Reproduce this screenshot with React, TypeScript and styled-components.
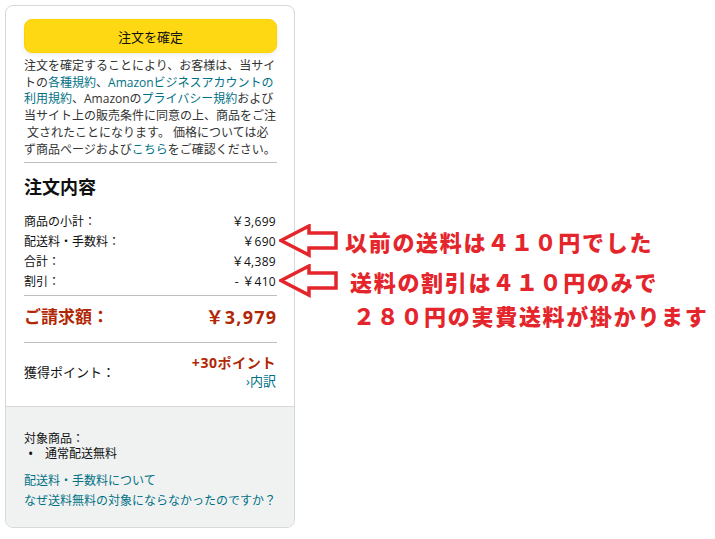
import React from "react";
import styled, { createGlobalStyle } from "styled-components";

const GlobalStyle = createGlobalStyle`
  html, body { margin: 0; padding: 0; background: #ffffff; }
  body {
    font-family: "Open Sans", "Noto Sans CJK JP", sans-serif;
    color: #0f1111;
  }
  * { box-sizing: border-box; }
`;

const Page = styled.div`
  position: relative;
  width: 715px;
  height: 539px;
  padding: 5px;
  display: flex;
  align-items: flex-start;
`;

const Card = styled.section`
  width: 290px;
  border: 1px solid #d5d9d9;
  border-radius: 8px;
  overflow: hidden;
  display: flex;
  flex-direction: column;
`;

const Main = styled.div`
  padding: 13px 17px 14.5px 18px;
  display: flex;
  flex-direction: column;
`;

const PlaceButton = styled.button`
  height: 34px;
  width: 100%;
  border-radius: 8px;
  background: #ffd814;
  border: 1px solid #fcd200;
  box-shadow: 0 2px 5px 0 rgba(213, 217, 217, 0.5);
  font-family: "Noto Sans CJK JP", sans-serif;
  font-size: 13px;
  color: #0f1111;
  display: flex;
  align-items: center;
  justify-content: center;
  padding: 0;
`;

const Terms = styled.div`
  margin-top: 5px;
  font-size: 12px;
  line-height: 16.7px;
  color: #333333;
`;

const Line = styled.span<{ $indent?: number }>`
  display: block;
  white-space: pre;
  padding-left: ${(p) => p.$indent ?? 0}px;
`;

const Link = styled.span`
  color: #007185;
`;

const Divider = styled.hr<{ $top: number }>`
  margin: ${(p) => p.$top}px 0 0;
  border: 0;
  height: 1px;
  background: #bbbfbf;
`;

const Heading = styled.h2`
  margin: 11px 0 0;
  font-family: "Noto Sans CJK JP", sans-serif;
  font-size: 18px;
  font-weight: 700;
  line-height: 24px;
`;

const Summary = styled.div`
  margin-top: 14px;
  display: flex;
  flex-direction: column;
`;

const Row = styled.div`
  display: flex;
  justify-content: space-between;
  padding-right: 1px;
  font-size: 12px;
  line-height: 20px;
  color: #0f1111;
`;

const Amount = styled.span`
  letter-spacing: 0.3px;
`;

const TotalRow = styled.div`
  margin-top: 9px;
  display: flex;
  justify-content: space-between;
  padding-right: 1px;
  font-size: 17px;
  font-weight: 700;
  line-height: 24px;
  color: #b12704;
`;

const TotalAmount = styled.span`
  font-size: 18px;
  letter-spacing: 1.2px;
  margin-right: -1.2px;
`;

const PointsRow = styled.div`
  margin-top: 10.5px;
  display: flex;
  justify-content: space-between;
  align-items: center;
  padding-right: 1px;
`;

const PointsLabel = styled.span`
  font-size: 13px;
  line-height: 19px;
`;

const PointsInfo = styled.div`
  display: flex;
  flex-direction: column;
  align-items: flex-end;
  line-height: 19px;
`;

const PointsValue = styled.span`
  font-size: 14px;
  font-weight: 700;
  letter-spacing: 0.6px;
  color: #b12704;
`;

const Breakdown = styled.span`
  font-size: 13px;
  color: #007185;
`;

const Footer = styled.div`
  border-top: 1px solid #d5d9d9;
  background: #f0f2f2;
  padding: 24.5px 17px 16px 18px;
  font-size: 12px;
  display: flex;
  flex-direction: column;
`;

const FooterText = styled.div`
  line-height: 15px;
`;

const Bullet = styled.div`
  display: flex;
  line-height: 15px;
  &::before {
    content: "•";
    flex-shrink: 0;
    width: 17px;
    padding-left: 4px;
    font-size: 14px;
  }
`;

const FooterLinks = styled.div`
  margin-top: 9.5px;
  display: flex;
  flex-direction: column;
  line-height: 20px;
  color: #007185;
`;

const Overlay = styled.div`
  position: absolute;
  left: 279px;
  top: 224px;
  display: flex;
  flex-direction: column;
  gap: 6px;
`;

const Callout = styled.div`
  display: flex;
  align-items: flex-start;
`;

const CalloutText = styled.div<{ $gap: number }>`
  margin-left: ${(p) => p.$gap}px;
  font-family: "Noto Sans CJK JP", sans-serif;
  font-weight: 900;
  font-size: 22px;
  letter-spacing: 1.7px;
  line-height: 34px;
  color: #e4262c;
  white-space: nowrap;
`;

const Arrow = () => (
  <svg width="60" height="34" viewBox="0 0 60 34" style={{ flexShrink: 0 }}>
    <polygon
      points="2,16.5 30,2 30,9 57,9 57,24 30,24 30,31"
      fill="none"
      stroke="#e4262c"
      strokeWidth="3.5"
      strokeLinejoin="miter"
    />
  </svg>
);

export default function App() {
  return (
    <>
      <GlobalStyle />
      <Page>
        <Card>
          <Main>
            <PlaceButton>注文を確定</PlaceButton>
            <Terms>
              <Line>注文を確定することにより、お客様は、当サイ</Line>
              <Line>
                トの<Link>各種規約</Link>、<Link>Amazonビジネスアカウントの</Link>
              </Line>
              <Line>
                <Link>利用規約</Link>、Amazonの<Link>プライバシー規約</Link>および
              </Line>
              <Line>当サイト上の販売条件に同意の上、商品をご注</Line>
              <Line>{" 文されたことになります。 価格については必"}</Line>
              <Line>
                ず商品ページおよび<Link>こちら</Link>をご確認ください。
              </Line>
            </Terms>
            <Divider $top={3.5} />
            <Heading>注文内容</Heading>
            <Summary>
              <Row>
                <span>商品の小計：</span>
                <Amount>￥3,699</Amount>
              </Row>
              <Row>
                <span>配送料・手数料：</span>
                <Amount>￥690</Amount>
              </Row>
              <Row>
                <span>合計：</span>
                <Amount>￥4,389</Amount>
              </Row>
              <Row>
                <span>割引：</span>
                <Amount>- ￥410</Amount>
              </Row>
            </Summary>
            <Divider $top={3.5} />
            <TotalRow>
              <span>ご請求額：</span>
              <TotalAmount>￥3,979</TotalAmount>
            </TotalRow>
            <Divider $top={12.5} />
            <PointsRow>
              <PointsLabel>獲得ポイント：</PointsLabel>
              <PointsInfo>
                <PointsValue>+30ポイント</PointsValue>
                <Breakdown>›内訳</Breakdown>
              </PointsInfo>
            </PointsRow>
          </Main>
          <Footer>
            <FooterText>対象商品：</FooterText>
            <Bullet>通常配送無料</Bullet>
            <FooterLinks>
              <span>配送料・手数料について</span>
              <span>なぜ送料無料の対象にならなかったのですか？</span>
            </FooterLinks>
          </Footer>
        </Card>
        <Overlay>
          <Callout>
            <Arrow />
            <CalloutText $gap={6}>以前の送料は４１０円でした</CalloutText>
          </Callout>
          <Callout>
            <Arrow />
            <CalloutText $gap={11}>
              <Line>送料の割引は４１０円のみで</Line>
              <Line $indent={3}>２８０円の実費送料が掛かります</Line>
            </CalloutText>
          </Callout>
        </Overlay>
      </Page>
    </>
  );
}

= = = =

Set task
Omit the pictures and give the material again, exactly and in full.

Output of the exercise
Reproduce this screenshot with React, TypeScript and styled-components.
import React from "react";
import styled, { createGlobalStyle } from "styled-components";

const GlobalStyle = createGlobalStyle`
  html, body { margin: 0; padding: 0; background: #ffffff; }
  body {
    font-family: "Open Sans", "Noto Sans CJK JP", sans-serif;
    color: #0f1111;
  }
  * { box-sizing: border-box; }
`;

const Page = styled.div`
  position: relative;
  width: 715px;
  height: 539px;
  padding: 5px;
  display: flex;
  align-items: flex-start;
`;

const Card = styled.section`
  width: 290px;
  border: 1px solid #d5d9d9;
  border-radius: 8px;
  overflow: hidden;
  display: flex;
  flex-direction: column;
`;

const Main = styled.div`
  padding: 13px 17px 14.5px 18px;
  display: flex;
  flex-direction: column;
`;

const PlaceButton = styled.button`
  height: 34px;
  width: 100%;
  border-radius: 8px;
  background: #ffd814;
  border: 1px solid #fcd200;
  box-shadow: 0 2px 5px 0 rgba(213, 217, 217, 0.5);
  font-family: "Noto Sans CJK JP", sans-serif;
  font-size: 13px;
  color: #0f1111;
  display: flex;
  align-items: center;
  justify-content: center;
  padding: 0;
`;

const Terms = styled.div`
  margin-top: 5px;
  font-size: 12px;
  line-height: 16.7px;
  color: #333333;
`;

const Line = styled.span<{ $indent?: number }>`
  display: block;
  white-space: pre;
  padding-left: ${(p) => p.$indent ?? 0}px;
`;

const Link = styled.span`
  color: #007185;
`;

const Divider = styled.hr<{ $top: number }>`
  margin: ${(p) => p.$top}px 0 0;
  border: 0;
  height: 1px;
  background: #bbbfbf;
`;

const Heading = styled.h2`
  margin: 11px 0 0;
  font-family: "Noto Sans CJK JP", sans-serif;
  font-size: 18px;
  font-weight: 700;
  line-height: 24px;
`;

const Summary = styled.div`
  margin-top: 14px;
  display: flex;
  flex-direction: column;
`;

const Row = styled.div`
  display: flex;
  justify-content: space-between;
  padding-right: 1px;
  font-size: 12px;
  line-height: 20px;
  color: #0f1111;
`;

const Amount = styled.span`
  letter-spacing: 0.3px;
`;

const TotalRow = styled.div`
  margin-top: 9px;
  display: flex;
  justify-content: space-between;
  padding-right: 1px;
  font-size: 17px;
  font-weight: 700;
  line-height: 24px;
  color: #b12704;
`;

const TotalAmount = styled.span`
  font-size: 18px;
  letter-spacing: 1.2px;
  margin-right: -1.2px;
`;

const PointsRow = styled.div`
  margin-top: 10.5px;
  display: flex;
  justify-content: space-between;
  align-items: center;
  padding-right: 1px;
`;

const PointsLabel = styled.span`
  font-size: 13px;
  line-height: 19px;
`;

const PointsInfo = styled.div`
  display: flex;
  flex-direction: column;
  align-items: flex-end;
  line-height: 19px;
`;

const PointsValue = styled.span`
  font-size: 14px;
  font-weight: 700;
  letter-spacing: 0.6px;
  color: #b12704;
`;

const Breakdown = styled.span`
  font-size: 13px;
  color: #007185;
`;

const Footer = styled.div`
  border-top: 1px solid #d5d9d9;
  background: #f0f2f2;
  padding: 24.5px 17px 16px 18px;
  font-size: 12px;
  display: flex;
  flex-direction: column;
`;

const FooterText = styled.div`
  line-height: 15px;
`;

const Bullet = styled.div`
  display: flex;
  line-height: 15px;
  &::before {
    content: "•";
    flex-shrink: 0;
    width: 17px;
    padding-left: 4px;
    font-size: 14px;
  }
`;

const FooterLinks = styled.div`
  margin-top: 9.5px;
  display: flex;
  flex-direction: column;
  line-height: 20px;
  color: #007185;
`;

const Overlay = styled.div`
  position: absolute;
  left: 279px;
  top: 224px;
  display: flex;
  flex-direction: column;
  gap: 6px;
`;

const Callout = styled.div`
  display: flex;
  align-items: flex-start;
`;

const CalloutText = styled.div<{ $gap: number }>`
  margin-left: ${(p) => p.$gap}px;
  font-family: "Noto Sans CJK JP", sans-serif;
  font-weight: 900;
  font-size: 22px;
  letter-spacing: 1.7px;
  line-height: 34px;
  color: #e4262c;
  white-space: nowrap;
`;

const Arrow = () => (
  <svg width="60" height="34" viewBox="0 0 60 34" style={{ flexShrink: 0 }}>
    <polygon
      points="2,16.5 30,2 30,9 57,9 57,24 30,24 30,31"
      fill="none"
      stroke="#e4262c"
      strokeWidth="3.5"
      strokeLinejoin="miter"
    />
  </svg>
);

export default function App() {
  return (
    <>
      <GlobalStyle />
      <Page>
        <Card>
          <Main>
            <PlaceButton>注文を確定</PlaceButton>
            <Terms>
              <Line>注文を確定することにより、お客様は、当サイ</Line>
              <Line>
                トの<Link>各種規約</Link>、<Link>Amazonビジネスアカウントの</Link>
              </Line>
              <Line>
                <Link>利用規約</Link>、Amazonの<Link>プライバシー規約</Link>および
              </Line>
              <Line>当サイト上の販売条件に同意の上、商品をご注</Line>
              <Line>{" 文されたことになります。 価格については必"}</Line>
              <Line>
                ず商品ページおよび<Link>こちら</Link>をご確認ください。
              </Line>
            </Terms>
            <Divider $top={3.5} />
            <Heading>注文内容</Heading>
            <Summary>
              <Row>
                <span>商品の小計：</span>
                <Amount>￥3,699</Amount>
              </Row>
              <Row>
                <span>配送料・手数料：</span>
                <Amount>￥690</Amount>
              </Row>
              <Row>
                <span>合計：</span>
                <Amount>￥4,389</Amount>
              </Row>
              <Row>
                <span>割引：</span>
                <Amount>- ￥410</Amount>
              </Row>
            </Summary>
            <Divider $top={3.5} />
            <TotalRow>
              <span>ご請求額：</span>
              <TotalAmount>￥3,979</TotalAmount>
            </TotalRow>
            <Divider $top={12.5} />
            <PointsRow>
              <PointsLabel>獲得ポイント：</PointsLabel>
              <PointsInfo>
                <PointsValue>+30ポイント</PointsValue>
                <Breakdown>›内訳</Breakdown>
              </PointsInfo>
            </PointsRow>
          </Main>
          <Footer>
            <FooterText>対象商品：</FooterText>
            <Bullet>通常配送無料</Bullet>
            <FooterLinks>
              <span>配送料・手数料について</span>
              <span>なぜ送料無料の対象にならなかったのですか？</span>
            </FooterLinks>
          </Footer>
        </Card>
        <Overlay>
          <Callout>
            <Arrow />
            <CalloutText $gap={6}>以前の送料は４１０円でした</CalloutText>
          </Callout>
          <Callout>
            <Arrow />
            <CalloutText $gap={11}>
              <Line>送料の割引は４１０円のみで</Line>
              <Line $indent={3}>２８０円の実費送料が掛かります</Line>
            </CalloutText>
          </Callout>
        </Overlay>
      </Page>
    </>
  );
}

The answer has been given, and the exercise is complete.